A memória de ver o Sporting pela primeira vez

— Lembra-se da primeira vez que foi a Lisboa?

— Perfeitamente. Fomos ao casamento da minha madrinha, devia ter 5 anos, e o meu pai levou-me a mim e às minhas duas irmãs e lembro-me de que nas ruas íngremes, junto à Assembleia da República, em São Bento, num dia em que tínhamos estreado sapatos, o meu pai tinha que nos apanhar porque escorregávamos na calçada. Éramos uns saloios que não estavam habituados a andar em Lisboa.

— E quando é que viu o primeiro jogo a sério de futebol?

— Na minha rua, na porta do lado, morava o Sr. Cipriano, que era maquinista da CP, e um belo dia disse-me assim: amanhã prepara-te que vais comigo, já pedi ao teu pai. Eu já era reguila e retorqui-lhe, mas vou consigo para onde? Eu não vou consigo para lado nenhum! Ele insistiu, vais comigo porque tenho uma surpresa. E no dia seguinte levou-me ao Seixal para ver o Sporting [26 de janeiro de 1964, Seixal,1-Sporting,3] no campo do Bravo. E, acredite, ainda hoje me lembro como é que o Figueiredo marcou um golo.

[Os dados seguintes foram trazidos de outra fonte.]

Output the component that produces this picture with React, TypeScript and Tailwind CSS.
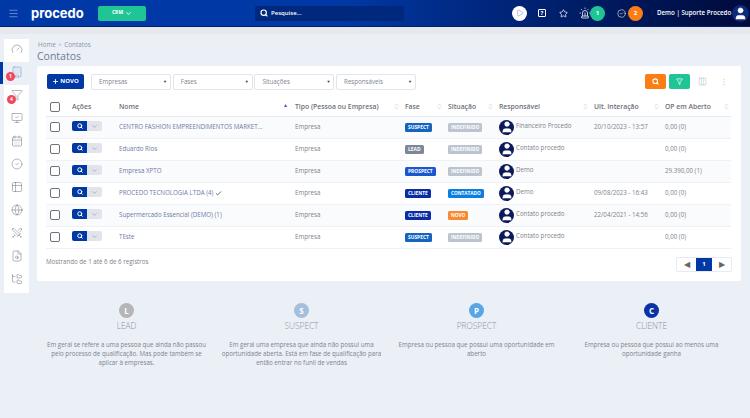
import { Building, CalendarDays, Check, ChevronDown, CircleCheck, Columns3, EllipsisVertical, FileSearch, Filter, FolderTree, Gauge, Globe, Menu, MonitorCheck, Play, Plus, Search, Siren, Star, Swords, Table2, User, ChevronsUpDown } from "lucide-react";

const rows = [
  { nome: "CENTRO FASHION EMPREENDIMENTOS MARKET...", fase: "SUSPECT", sit: "INDEFINIDO", resp: "Financeiro Procedo", ult: "20/10/2023 - 13:57", op: "0,00 (0)" },
  { nome: "Eduardo Rios", fase: "LEAD", sit: "INDEFINIDO", resp: "Contato procedo", ult: "", op: "0,00 (0)" },
  { nome: "Empresa XPTO", fase: "PROSPECT", sit: "INDEFINIDO", resp: "Demo", ult: "", op: "29.390,00 (1)" },
  { nome: "PROCEDO TECNOLOGIA LTDA (4)", fase: "CLIENTE", sit: "CONTATADO", resp: "Demo", ult: "09/08/2023 - 16:43", op: "0,00 (0)", check: true },
  { nome: "Supermercado Essencial (DEMO) (1)", fase: "CLIENTE", sit: "NOVO", resp: "Contato procedo", ult: "22/04/2021 - 14:56", op: "0,00 (0)" },
  { nome: "TEste", fase: "SUSPECT", sit: "INDEFINIDO", resp: "Contato procedo", ult: "", op: "0,00 (0)" },
];

const faseColor: Record<string, string> = {
  SUSPECT: "bg-[#1565c0]",
  LEAD: "bg-[#7c8798]",
  PROSPECT: "bg-[#1a56d0]",
  CLIENTE: "bg-[#0a2da3]",
};
const sitColor: Record<string, string> = {
  INDEFINIDO: "bg-[#bcc4d0]",
  CONTATADO: "bg-[#0b7fe0]",
  NOVO: "bg-[#fb8a2e]",
};

const cards = [
  { l: "L", t: "LEAD", c: "bg-[#b5b5b5]", d: "Em geral se refere a uma pessoa que ainda não passou pelo processo de qualificação. Mas pode também se aplicar à empresas." },
  { l: "S", t: "SUSPECT", c: "bg-[#a3bfdc]", d: "Em geral uma empresa que ainda não possui uma oportunidade aberta. Está em fase de qualificação para então entrar no funil de vendas" },
  { l: "P", t: "PROSPECT", c: "bg-[#5aa5e6]", d: "Empresa ou pessoa que possui uma oportunidade em aberto" },
  { l: "C", t: "CLIENTE", c: "bg-[#0a33a6]", d: "Empresa ou pessoa que possui ao menos uma oportunidade ganha" },
];

const sideIcons = [Gauge, Building, Filter, MonitorCheck, CalendarDays, CircleCheck, Table2, Globe, Swords, FileSearch, FolderTree];

function Avatar() {
  return (
    <span className="flex h-[15px] w-[15px] items-center justify-center overflow-hidden rounded-full bg-[#0a1a5c]">
      <User size={14} className="text-white" fill="white" strokeWidth={1} />
    </span>
  );
}

function Th({ label, w, sort = true, up = false, last = false }: { label: string; w: string; sort?: boolean; up?: boolean; last?: boolean }) {
  return (
    <th className={`${w} p-0 text-left text-[6.8px] font-semibold text-[#6b6f7a]`}>
      <div className={`flex items-center justify-between ${up ? "pr-[7px]" : last ? "pr-[1px]" : "pr-[5px]"}`}>
        <span>{label}</span>
        {sort && <ChevronsUpDown size={7} className="shrink-0 text-[#c9ced6]" strokeWidth={2.5} />}
        {up && <span className="mb-[3px] text-[5px] leading-none text-[#3f51c4]">▲</span>}
      </div>
    </th>
  );
}

function Select({ label }: { label: string }) {
  return (
    <div className="flex h-[16px] w-[80px] items-center justify-between rounded-[2px] border border-[#e2e5ea] bg-white pl-[7px] pr-[3px] text-[6.2px] text-[#80858f]">
      <span>{label}</span>
      <span className="text-[4px] text-[#333]">▼</span>
    </div>
  );
}

export default function App() {
  return (
    <div className="h-[418px] w-[750px] overflow-hidden bg-[#ebf0f7] font-['Open_Sans',sans-serif]">
      <header className="flex h-[27px] items-center border-b border-[#00206e] bg-gradient-to-r from-[#0039a6] via-[#0039a6] via-45% to-[#000a3c] pl-[8px]">
        <Menu size={11} className="text-[#8fa8dd]" strokeWidth={1.5} />
        <span className="ml-[12px] w-[67px] font-['Inter',sans-serif] text-[13px] leading-none font-bold text-white">procedo</span>
        <div className="flex h-[15px] w-[48px] items-center justify-center gap-[2px] rounded-[2px] bg-[#1fc594] text-[5px] font-bold text-white">
          CRM <ChevronDown size={7} strokeWidth={3} />
        </div>
        <div className="ml-[109px] flex h-[15px] w-[149px] items-center gap-[3px] rounded-[2px] bg-[#00297e] pl-[5px] text-[6px] font-semibold text-white">
          <Search size={8} strokeWidth={3.5} /> Pesquise...
        </div>
        <div className="ml-[108px] flex h-[15px] w-[15px] items-center justify-center rounded-full bg-white">
          <Play size={8} className="text-[#8aa3d8]" />
        </div>
        <span className="ml-[11px] flex h-[8px] w-[8px] items-center justify-center rounded-[1px] border border-white text-[6px] leading-none font-bold text-white">?</span>
        <Star size={9} className="ml-[13px] text-white" strokeWidth={2} />
        <Siren size={12} className="ml-[11px] text-white" strokeWidth={1.5} />
        <span className="-ml-[1px] flex h-[15px] w-[15px] items-center justify-center rounded-full bg-[#1fc594] text-[6px] font-bold text-white">1</span>
        <CircleCheck size={9} className="ml-[12px] text-white" strokeWidth={1.5} />
        <span className="ml-[2px] flex h-[15px] w-[15px] items-center justify-center rounded-full bg-[#fb7d14] text-[6px] font-bold text-white">2</span>
        <span className="ml-[14px] w-[71px] text-[6.2px] font-semibold whitespace-nowrap text-white">Demo | Suporte Procedo</span>
        <span className="ml-[4px] flex h-[17px] w-[17px] items-center justify-center overflow-hidden rounded-full bg-[#0a2a7c]">
          <User size={15} className="text-white" fill="white" strokeWidth={1} />
        </span>
      </header>
      <div className="h-[7px] bg-[#e6e8ec]" />
      <div className="flex">
        <aside className="relative ml-[4px] mt-[5px] h-[254px] w-[25px]">
          {sideIcons.map((I, i) => (
            <div key={i} className={`relative flex h-[23.1px] items-center justify-center pb-[4px] ${i === 1 ? "bg-[#ebf0f7]" : "bg-white"}`}>
              <I size={12} strokeWidth={1.1} className={i === 1 ? "text-[#6f94cf]" : "text-[#777b80]"} />
              {i === 1 && <span className="absolute left-[2px] top-[10px] flex h-[9px] w-[9px] items-center justify-center rounded-full bg-[#f2475a] text-[5px] font-bold text-white">1</span>}
              {i === 2 && <span className="absolute left-[3px] top-[10px] flex h-[9px] w-[9px] items-center justify-center rounded-full bg-[#f2475a] text-[5px] font-bold text-white">4</span>}
            </div>
          ))}
          <span className="absolute -left-[4px] top-[23px] h-[22px] w-[3px] bg-[#0039a6]" />
        </aside>
        <main className="ml-[8px] w-[704px]">
          <div className="mt-[6px] flex items-center gap-[3px] pl-[1px] text-[6.3px] leading-[9px] text-[#8b93a5]">
            <span>Home</span><span className="text-[5px]">»</span><span>Contatos</span>
          </div>
          <h1 className="text-[10.5px] leading-[15px] font-normal text-[#6d7c90]">Contatos</h1>
          <section className="mt-[2px] h-[215px] rounded-[2px] bg-white px-[9px]">
            <div className="flex h-[31px] items-center">
              <button className="ml-[1px] flex h-[15px] w-[37px] items-center justify-center gap-[1px] rounded-[2px] bg-[#0039a6] text-[6px] font-bold text-white">
                <Plus size={7} strokeWidth={3} /> NOVO
              </button>
              <div className="ml-[7px] flex gap-[1.7px]">
                <Select label="Empresas" />
                <Select label="Fases" />
                <Select label="Situações" />
                <Select label="Responsáveis" />
              </div>
              <div className="ml-auto mr-[4px] flex items-center">
                <span className="flex h-[15px] w-[21px] items-center justify-center rounded-[2px] bg-[#fb7d14] text-white"><Search size={7} strokeWidth={3.5} /></span>
                <span className="ml-[3px] flex h-[15px] w-[21px] items-center justify-center rounded-[2px] bg-[#1fc594] text-white"><Filter size={7} strokeWidth={2.5} /></span>
                <Columns3 size={9} className="ml-[8px] text-[#aab0ba]" strokeWidth={1.2} />
                <EllipsisVertical size={8} className="ml-[13px] text-[#d5d8de]" />
              </div>
            </div>
            <table className="mt-[1px] w-[685px] table-fixed border-collapse">
              <thead>
                <tr className="h-[18px] border-b border-[#e6eaf2]">
                  <th className="w-[26px] p-0 pl-[4px]"><span className="block h-[10px] w-[10px] rounded-[2px] border border-[#6f7378]" /></th>
                  <Th label="Ações" w="w-[47px]" sort={false} />
                  <Th label="Nome" w="w-[176px]" sort={false} up />
                  <Th label="Tipo (Pessoa ou Empresa)" w="w-[110px]" />
                  <Th label="Fase" w="w-[43px]" />
                  <Th label="Situação" w="w-[51px]" />
                  <Th label="Responsável" w="w-[95px]" />
                  <Th label="Ult. Interação" w="w-[71px]" />
                  <Th label="OP em Aberto" w="w-[66px]" last />
                </tr>
              </thead>
              <tbody>
                {rows.map((r, i) => (
                  <tr key={i} className={`h-[22px] border-b border-[#eef1f6] text-[6.2px] text-[#7e828b] ${i % 2 === 0 ? "bg-[#fafbfd]" : "bg-white"}`}>
                    <td className="p-0 pl-[4px]"><span className="block h-[10px] w-[10px] rounded-[2px] border border-[#6f7378] bg-white" /></td>
                    <td className="p-0">
                      <div className="mb-[2px] flex h-[10px] w-[30px] overflow-hidden rounded-[2px]">
                        <span className="flex w-[15px] items-center justify-center bg-[#0039a6] text-white"><Search size={6} strokeWidth={4} /></span>
                        <span className="flex w-[15px] items-center justify-center bg-[#e1e4ea] text-[#8d93a0]"><ChevronDown size={7} strokeWidth={2} /></span>
                      </div>
                    </td>
                    <td className="truncate p-0 text-[#6e7aa6]">
                      {r.nome}{r.check && <Check size={7} strokeWidth={3} className="ml-[2px] inline text-[#555]" />}
                    </td>
                    <td className="p-0 pb-[1px]">Empresa</td>
                    <td className="p-0"><span className={`${faseColor[r.fase]} inline-block rounded-[1.5px] px-[3px] text-[4.9px] leading-[9px] font-bold text-white`}>{r.fase}</span></td>
                    <td className="p-0"><span className={`${sitColor[r.sit]} inline-block rounded-[1.5px] px-[3px] text-[4.7px] leading-[9px] font-bold text-white`}>{r.sit}</span></td>
                    <td className="p-0">
                      <div className="flex items-center gap-[2px]"><Avatar /><span className="mb-[2px]">{r.resp}</span></div>
                    </td>
                    <td className="p-0">{r.ult}</td>
                    <td className="p-0">{r.op}</td>
                  </tr>
                ))}
              </tbody>
            </table>
            <div className="flex items-center justify-between pt-[8px]">
              <span className="mb-[4px] text-[6.2px] text-[#7e828b]">Mostrando de 1 até 6 de 6 registros</span>
              <div className="flex h-[15px] items-stretch rounded-[2px] border border-[#e8eaee] text-[6px] text-[#666]">
                <span className="flex w-[19px] items-center justify-center text-[8px]">◀</span>
                <span className="flex w-[16px] items-center justify-center bg-[#0039a6] font-bold text-white">1</span>
                <span className="flex w-[19px] items-center justify-center text-[8px]">▶</span>
              </div>
            </div>
          </section>
          <div className="ml-[2px] mt-[22px] grid w-[700px] grid-cols-4">
            {cards.map((c) => (
              <div key={c.t} className="flex flex-col items-center px-[5px]">
                <span className={`${c.c} flex h-[15px] w-[15px] items-center justify-center rounded-full text-[8px] font-bold text-white`}>{c.l}</span>
                <span className="mt-[2px] text-[8.3px] leading-[12px] font-light text-[#8e939c]">{c.t}</span>
                <p className="mt-[8px] text-center text-[6.2px] leading-[9px] text-[#7e828b]">{c.d}</p>
              </div>
            ))}
          </div>
        </main>
      </div>
    </div>
  );
}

— Ernesto Figueiredo, o Altafini de Cernache! Chegou a falar com ele desse jogo?

— Claro que sim. Quando joguei no Sporting, o Figueiredo aparecia muito por lá. Desse jogo lembro-me do impacto de ter visto o Sporting num jogo de primeira divisão com o campo à cunha. No Seixal, curiosamente, jogava a defesa-direito o António José, que foi o meu primeiro treinador nos juvenis do Sarilhos, e o guarda-redes era o Vítor Manuel, que depois foi meu colega em na CUF. Nunca mais esqueci o golo do Figueiredo, e já lá vão quase 60 anos, nessa tarde. O Geo deu um chapéu, a bola bateu na barra e o Figueiredo, que nunca desistiu do lance, deu dois passos atrás e fez o golo de cabeça.

— Em que escolas estudou?

— Até à 4ª classe, na escola primária de Sarilhos. E depois fui para o Montijo, para o curso industrial. Até ser profissional de futebol estudei sempre. Já no Sporting, acabei o curso industrial estudando de noite. Quem me incentivou foi um professor do Montijo, benfiquista, chamado Francisco Santos, que me dizia que tinha de pensar no futuro.